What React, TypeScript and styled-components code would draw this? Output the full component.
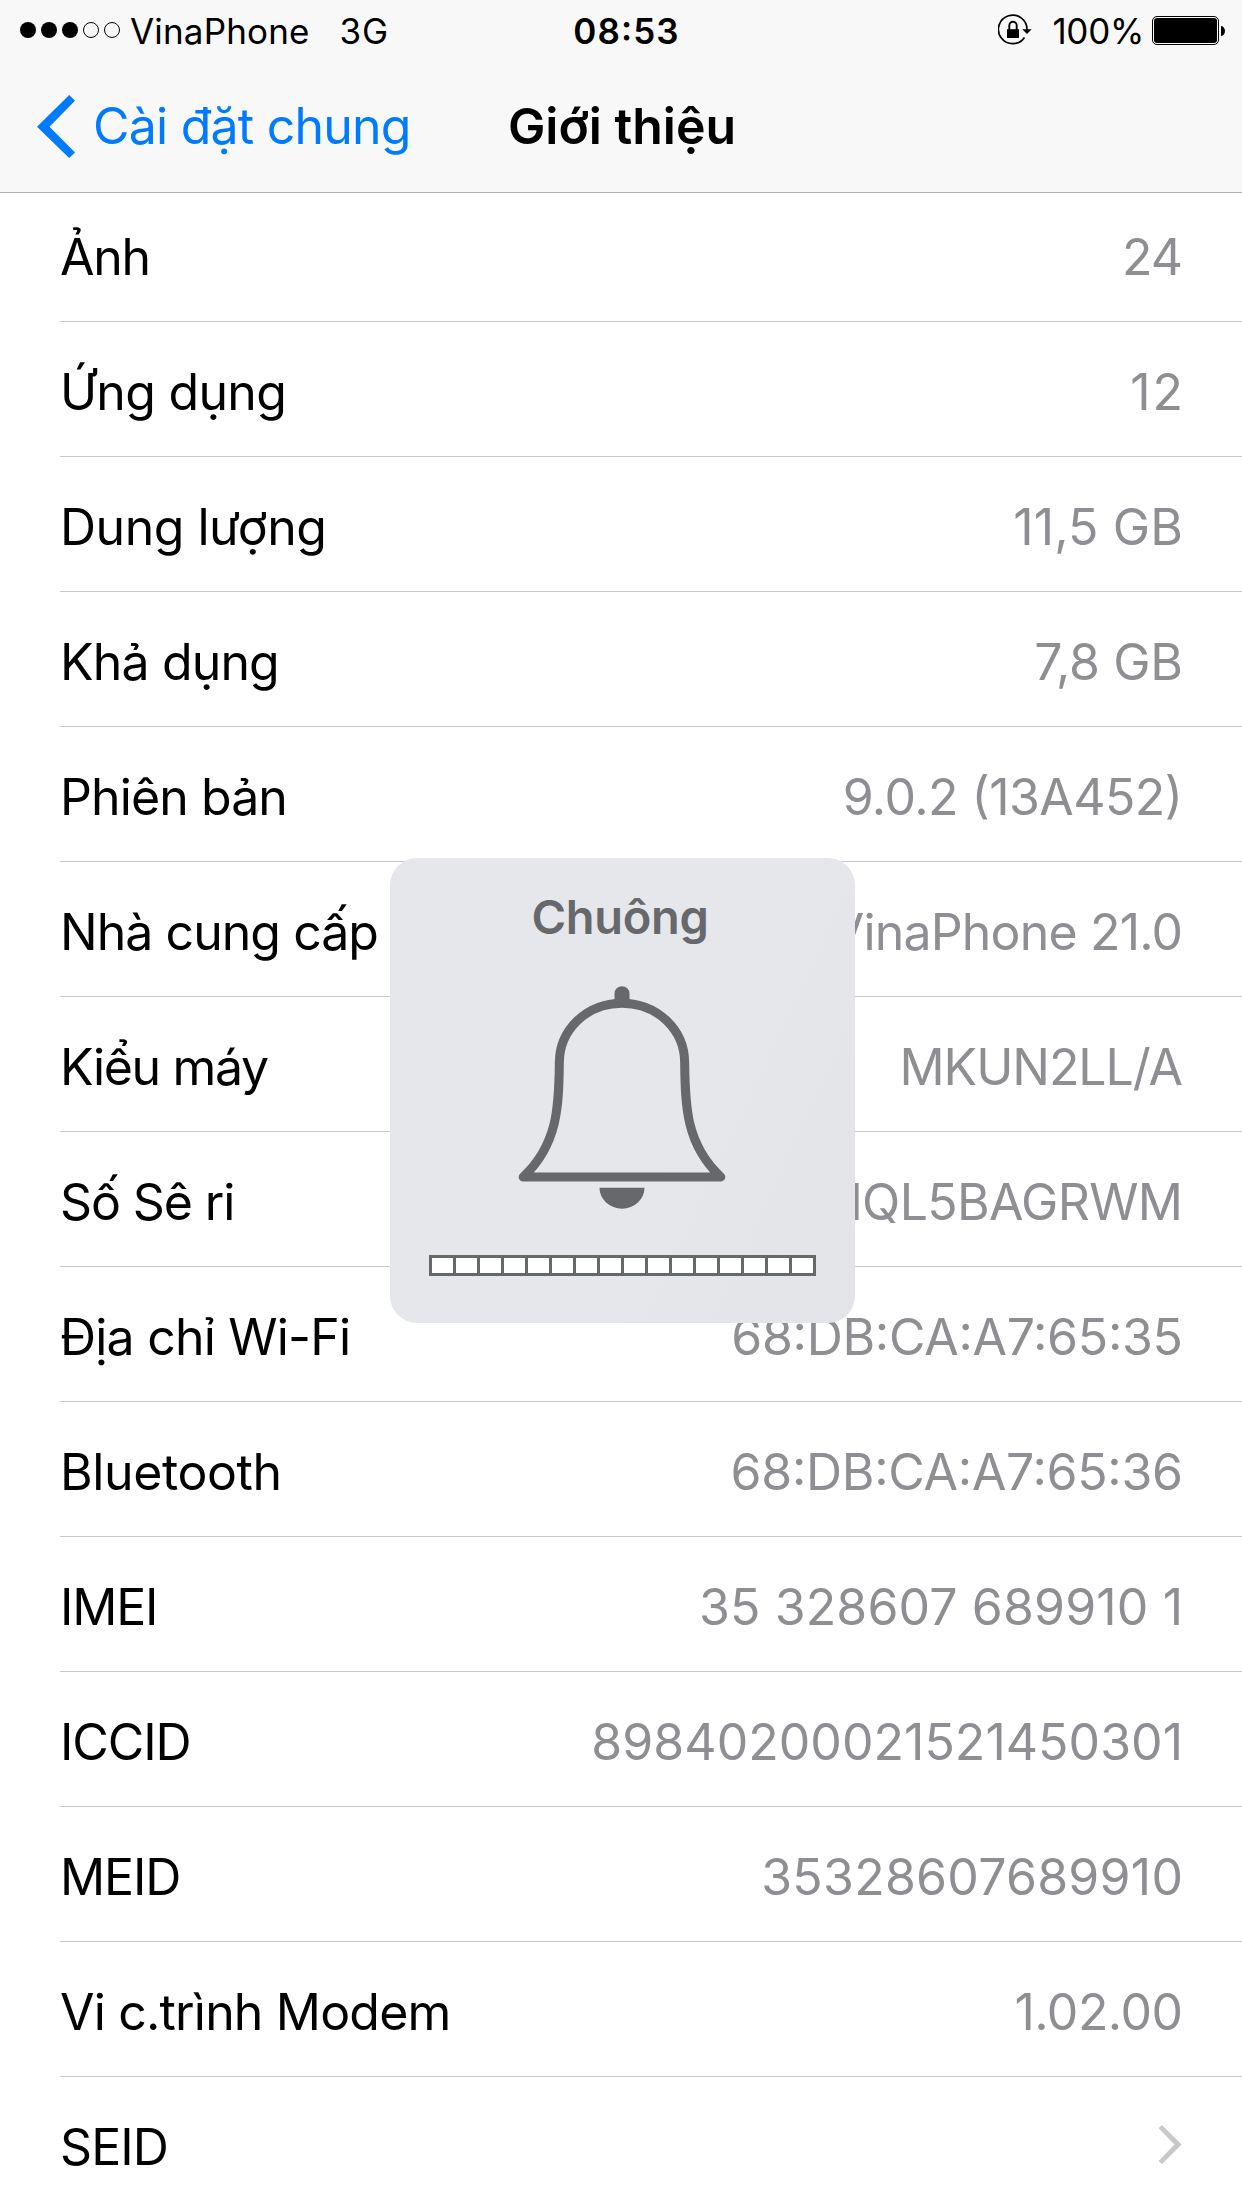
import React from 'react';
import styled, { createGlobalStyle } from 'styled-components';

const GlobalStyle = createGlobalStyle`
  *, *::before, *::after { box-sizing: border-box; }
  body {
    margin: 0;
    background: #fff;
    font-family: Inter, Roboto, sans-serif;
    font-feature-settings: "calt" 1;
    color: #000;
  }
`;

const Screen = styled.div`
  position: relative;
  display: flex;
  flex-direction: column;
  width: 1242px;
  height: 2208px;
  overflow: hidden;
  background: #fff;
`;

const Header = styled.header`
  flex: none;
  z-index: 1;
  display: flex;
  flex-direction: column;
  height: 193px;
  background: #f8f8f8;
  border-bottom: 1px solid #b2b2b2;
`;

const StatusBar = styled.div`
  display: grid;
  grid-template-columns: 1fr auto 1fr;
  align-items: center;
  height: 60px;
  padding: 0 17px 0 20px;
  font-size: 35px;
`;

const StatusGroup = styled.div<{ $end?: boolean }>`
  display: flex;
  align-items: center;
  justify-content: ${(p) => (p.$end ? 'flex-end' : 'flex-start')};
`;

const StatusText = styled.span<{ $before?: number; $after?: number; $track?: number }>`
  padding-top: 1px;
  margin-left: ${(p) => p.$before ?? 0}px;
  margin-right: ${(p) => p.$after ?? 0}px;
  letter-spacing: ${(p) => p.$track ?? 0}px;
  white-space: nowrap;
`;

const Clock = styled(StatusText)`
  padding-left: 8px;
  font-weight: 600;
`;

const NavBar = styled.nav`
  display: grid;
  grid-template-columns: 1fr auto 1fr;
  align-items: center;
  height: 132px;
  font-size: 50px;
`;

const BackButton = styled.a`
  display: flex;
  align-items: center;
  gap: 17px;
  padding-left: 36px;
  color: #007aff;
  letter-spacing: -0.78px;
  white-space: nowrap;
`;

const Title = styled.h1`
  margin: 0;
  padding-left: 2px;
  font-size: 50px;
  font-weight: 600;
`;

const List = styled.ul`
  flex: none;
  margin: -6px 0 0;
  padding: 0 0 0 60px;
  list-style: none;
  font-size: 50px;
`;

const Row = styled.li`
  display: flex;
  align-items: center;
  justify-content: space-between;
  height: 135px;
  padding: 6px 59px 0 0;
  border-bottom: 1px solid #c8c7cc;
  white-space: nowrap;
`;

const Label = styled.span<{ $track: number }>`
  letter-spacing: ${(p) => p.$track}px;
`;

const Value = styled.span<{ $track: number }>`
  margin-right: ${(p) => -p.$track}px;
  color: #8e8e93;
  letter-spacing: ${(p) => p.$track}px;
`;

const Disclosure = styled.svg`
  display: block;
  margin: 0 1px 4px 0;
`;

const VolumeHud = styled.div`
  position: absolute;
  z-index: 2;
  top: 858px;
  left: 390px;
  display: flex;
  flex-direction: column;
  align-items: center;
  width: 465px;
  height: 465px;
  padding-top: 29px;
  border-radius: 27px;
  background: linear-gradient(115deg, #e5e7eb 60%, #e2e4e8 100%);
  color: #67686c;
`;

const HudTitle = styled.div`
  height: 60px;
  margin-right: 5px;
  font-size: 47px;
  font-weight: 600;
  line-height: 60px;
  letter-spacing: -0.31px;
`;

const Bell = styled.svg`
  display: block;
  margin: 39px 1px 0 0;
`;

const VolumeTrack = styled.div`
  display: flex;
  gap: 3px;
  margin-top: 45px;
  padding: 3px;
  background: #67686c;
`;

const VolumeStep = styled.span`
  width: 21px;
  height: 15px;
  background: #fff;
`;

type Item = { label: string; labelTrack: number; value?: string; valueTrack?: number };

const items: Item[] = [
  { label: 'Ảnh', labelTrack: -1.3, value: '24', valueTrack: -1 },
  { label: 'Ứng dụng', labelTrack: -0.7, value: '12', valueTrack: 2 },
  { label: 'Dung lượng', labelTrack: -0.5, value: '11,5 GB', valueTrack: 0.14 },
  { label: 'Khả dụng', labelTrack: -0.85, value: '7,8 GB', valueTrack: -0.33 },
  { label: 'Phiên bản', labelTrack: -0.9, value: '9.0.2 (13A452)', valueTrack: -0.55 },
  { label: 'Nhà cung cấp', labelTrack: -0.96, value: 'VinaPhone 21.0', valueTrack: -0.83 },
  { label: 'Kiểu máy', labelTrack: -1.34, value: 'MKUN2LL/A', valueTrack: -1.06 },
  { label: 'Số Sê ri', labelTrack: -1.1, value: 'NQL5BAGRWM', valueTrack: -0.68 },
  { label: 'Địa chỉ Wi-Fi', labelTrack: -0.8, value: '68:DB:CA:A7:65:35', valueTrack: -0.3 },
  { label: 'Bluetooth', labelTrack: -0.4, value: '68:DB:CA:A7:65:36', valueTrack: -0.3 },
  { label: 'IMEI', labelTrack: -1.22, value: '35 328607 689910 1', valueTrack: 0.13 },
  { label: 'ICCID', labelTrack: -1.1, value: '89840200021521450301', valueTrack: 0.04 },
  { label: 'MEID', labelTrack: -1.1, value: '35328607689910', valueTrack: 0.25 },
  { label: 'Vi c.trình Modem', labelTrack: -0.82, value: '1.02.00', valueTrack: -0.53 },
  { label: 'SEID', labelTrack: -0.9 },
];

const SignalDots = () => (
  <svg width="100" height="16" viewBox="0 0 100 16">
    {[0, 1, 2, 3, 4].map((i) => (
      <circle
        key={i}
        cx={8 + i * 21}
        cy="8"
        r={i < 3 ? 8 : 7.5}
        fill={i < 3 ? '#000' : 'none'}
        stroke={i < 3 ? 'none' : '#000'}
      />
    ))}
  </svg>
);

const RotationLock = () => (
  <svg width="34" height="32" viewBox="0 0 34 32">
    <path d="M29 16 A14.3 14.3 0 1 0 26.5 23.5" fill="none" stroke="#000" strokeWidth="1.7" />
    <path d="M24.3 15.3 H33.7 L29 20 Z" />
    <rect x="9" y="15.2" width="12" height="8.8" />
    <path d="M11.3 16 V11.5 A3.7 3.7 0 0 1 18.7 11.5 V16" fill="none" stroke="#000" strokeWidth="1.9" />
  </svg>
);

const Battery = () => (
  <svg width="73" height="29" viewBox="0 0 73 29">
    <rect x="0.5" y="0.5" width="66" height="28" rx="4.5" fill="none" stroke="#000" />
    <rect x="2" y="2" width="63" height="25" rx="3" />
    <path d="M69 10 C74.3 10.5 74.3 19.5 69 20 Z" />
  </svg>
);

export default function App() {
  return (
    <>
      <GlobalStyle />
      <Screen>
        <Header>
          <StatusBar>
            <StatusGroup>
              <SignalDots />
              <StatusText $before={10} $track={0.17}>VinaPhone</StatusText>
              <StatusText $before={30} $track={0.88}>3G</StatusText>
            </StatusGroup>
            <Clock $track={1.08}>08:53</Clock>
            <StatusGroup $end>
              <RotationLock />
              <StatusText $before={20} $after={8} $track={-0.3}>100%</StatusText>
              <Battery />
            </StatusGroup>
          </StatusBar>
          <NavBar>
            <BackButton>
              <svg width="40" height="64" viewBox="0 0 40 64">
                <path d="M1 32.7 L33.2 1 L39 6.8 L13.5 32.7 L39 58.4 L33.2 64 Z" fill="#007aff" />
              </svg>
              Cài đặt chung
            </BackButton>
            <Title>Giới thiệu</Title>
          </NavBar>
        </Header>
        <List>
          {items.map((item) => (
            <Row key={item.label}>
              <Label $track={item.labelTrack}>{item.label}</Label>
              {item.value ? (
                <Value $track={item.valueTrack ?? 0}>{item.value}</Value>
              ) : (
                <Disclosure width="24" height="40" viewBox="0 0 24 40">
                  <path d="M0.6 3.3 L3.9 0 L23.6 19.6 L3.9 39.2 L0.6 35.9 L16.4 19.6 Z" fill="#c7c7cc" />
                </Disclosure>
              )}
            </Row>
          ))}
        </List>
        <VolumeHud>
          <HudTitle>Chuông</HudTitle>
          <Bell width="208" height="224" viewBox="415.5 439 624 672">
            <path
              d="M705 490 V462 A22.5 22.5 0 0 1 750 462 V490 Z"
              fill="#67686c"
            />
            <path
              d="M431 1012 C535 915 538 800 539.5 670 C539.5 570 622 490.5 727.5 490.5 S915.5 570 915.5 670 C917 800 920 915 1024 1012 Z"
              fill="none"
              stroke="#67686c"
              strokeWidth="27"
              strokeLinejoin="round"
            />
            <path d="M660 1044 H795 A67.5 63 0 0 1 660 1044 Z" fill="#67686c" />
          </Bell>
          <VolumeTrack>
            {Array.from({ length: 16 }, (_, i) => (
              <VolumeStep key={i} />
            ))}
          </VolumeTrack>
        </VolumeHud>
      </Screen>
    </>
  );
}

● ● ● ● ● ● ●

Which lines hold the string "React"? Copy all of them from the data above.

What React, TypeScript and styled-components code would draw this? Output the full component.
import React from 'react';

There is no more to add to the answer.